• **Task brief**:
Return all of the data exactly as written, without the pictures.

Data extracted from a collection
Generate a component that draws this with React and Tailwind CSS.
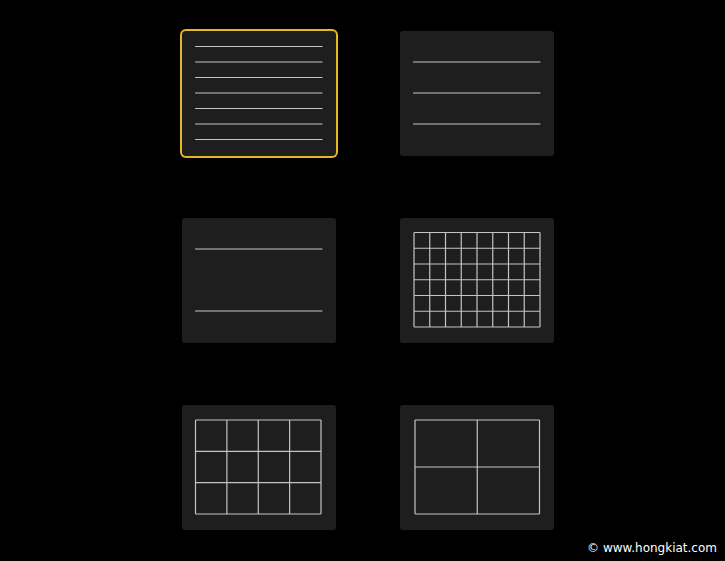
import React from "react";

const S = "#c4c4c4";

function Lines({ ys }) {
  return (
    <svg width="154" height="125" viewBox="0 0 154 125" className="block">
      {ys.map((y) => (
        <line key={y} x1="13.5" x2="140" y1={y} y2={y} stroke={S} strokeWidth="1.2" strokeLinecap="round" />
      ))}
    </svg>
  );
}

function Grid({ x0, x1, y0, y1, cols, rows }) {
  const els = [];
  for (let i = 0; i <= cols; i++) {
    const x = x0 + ((x1 - x0) * i) / cols;
    els.push(<line key={"c" + i} x1={x} x2={x} y1={y0} y2={y1} stroke={S} strokeWidth="1.2" />);
  }
  for (let j = 0; j <= rows; j++) {
    const y = y0 + ((y1 - y0) * j) / rows;
    els.push(<line key={"r" + j} x1={x0} x2={x1} y1={y} y2={y} stroke={S} strokeWidth="1.2" />);
  }
  return (
    <svg width="154" height="125" viewBox="0 0 154 125" className="block">
      {els}
    </svg>
  );
}

function Card({ children, selected }) {
  return (
    <div
      className={
        "w-[154px] h-[125px] rounded-[3px] bg-[#1e1e1e] " +
        (selected ? "shadow-[0_0_0_2px_#e5b52a] rounded-[4px]" : "")
      }
    >
      {children}
    </div>
  );
}

export default function App() {
  const row = (k) => 15.5 * k;
  return (
    <div className="relative w-[725px] h-[561px] bg-black overflow-hidden" style={{ fontFamily: '"DejaVu Sans", sans-serif' }}>
      <div className="grid grid-cols-[154px_154px] gap-x-[64px] gap-y-[62px] pl-[182px] pt-[31px]">
        <Card selected>
          <Lines ys={[1, 2, 3, 4, 5, 6, 7].map((k) => row(k))} />
        </Card>
        <Card>
          <Lines ys={[31, 62, 93]} />
        </Card>
        <Card>
          <Lines ys={[31, 93]} />
        </Card>
        <Card>
          <Grid x0={14} x1={140} y0={14.5} y1={109} cols={8} rows={6} />
        </Card>
        <Card>
          <Grid x0={13.5} x1={139} y0={15} y1={109} cols={4} rows={3} />
        </Card>
        <Card>
          <Grid x0={15} x1={139.5} y0={15} y1={109} cols={2} rows={2} />
        </Card>
      </div>
      <div className="absolute right-[8px] bottom-[6px] text-[12px] leading-[14px] text-white">
        © www.hongkiat.com
      </div>
    </div>
  );
}
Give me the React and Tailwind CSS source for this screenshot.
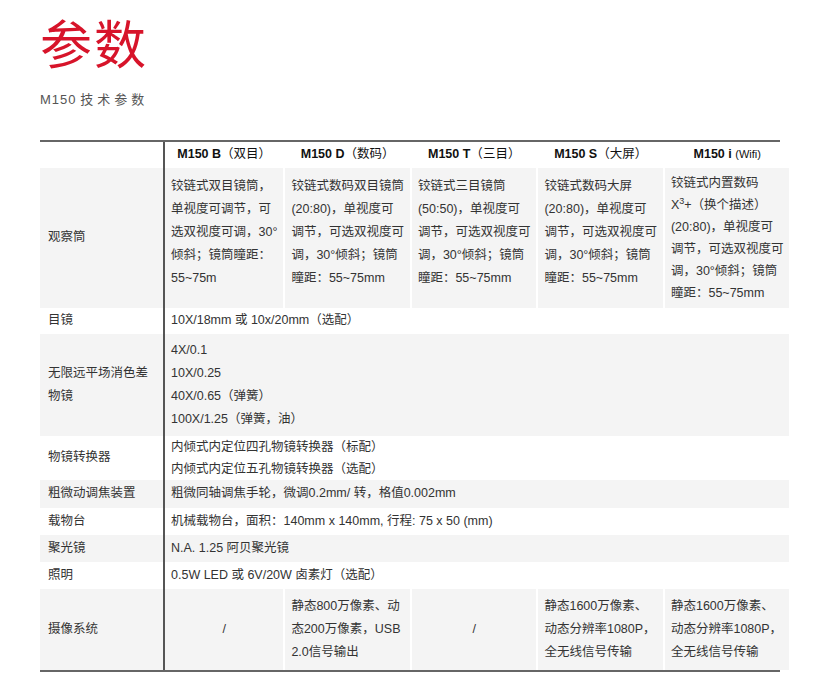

• **Answer below**:
Generate a component that draws this with React and Tailwind CSS.
import React from "react";

const S = "#c4c4c4";

function Lines({ ys }) {
  return (
    <svg width="154" height="125" viewBox="0 0 154 125" className="block">
      {ys.map((y) => (
        <line key={y} x1="13.5" x2="140" y1={y} y2={y} stroke={S} strokeWidth="1.2" strokeLinecap="round" />
      ))}
    </svg>
  );
}

function Grid({ x0, x1, y0, y1, cols, rows }) {
  const els = [];
  for (let i = 0; i <= cols; i++) {
    const x = x0 + ((x1 - x0) * i) / cols;
    els.push(<line key={"c" + i} x1={x} x2={x} y1={y0} y2={y1} stroke={S} strokeWidth="1.2" />);
  }
  for (let j = 0; j <= rows; j++) {
    const y = y0 + ((y1 - y0) * j) / rows;
    els.push(<line key={"r" + j} x1={x0} x2={x1} y1={y} y2={y} stroke={S} strokeWidth="1.2" />);
  }
  return (
    <svg width="154" height="125" viewBox="0 0 154 125" className="block">
      {els}
    </svg>
  );
}

function Card({ children, selected }) {
  return (
    <div
      className={
        "w-[154px] h-[125px] rounded-[3px] bg-[#1e1e1e] " +
        (selected ? "shadow-[0_0_0_2px_#e5b52a] rounded-[4px]" : "")
      }
    >
      {children}
    </div>
  );
}

export default function App() {
  const row = (k) => 15.5 * k;
  return (
    <div className="relative w-[725px] h-[561px] bg-black overflow-hidden" style={{ fontFamily: '"DejaVu Sans", sans-serif' }}>
      <div className="grid grid-cols-[154px_154px] gap-x-[64px] gap-y-[62px] pl-[182px] pt-[31px]">
        <Card selected>
          <Lines ys={[1, 2, 3, 4, 5, 6, 7].map((k) => row(k))} />
        </Card>
        <Card>
          <Lines ys={[31, 62, 93]} />
        </Card>
        <Card>
          <Lines ys={[31, 93]} />
        </Card>
        <Card>
          <Grid x0={14} x1={140} y0={14.5} y1={109} cols={8} rows={6} />
        </Card>
        <Card>
          <Grid x0={13.5} x1={139} y0={15} y1={109} cols={4} rows={3} />
        </Card>
        <Card>
          <Grid x0={15} x1={139.5} y0={15} y1={109} cols={2} rows={2} />
        </Card>
      </div>
      <div className="absolute right-[8px] bottom-[6px] text-[12px] leading-[14px] text-white">
        © www.hongkiat.com
      </div>
    </div>
  );
}
Give me the React and Tailwind CSS source for this screenshot.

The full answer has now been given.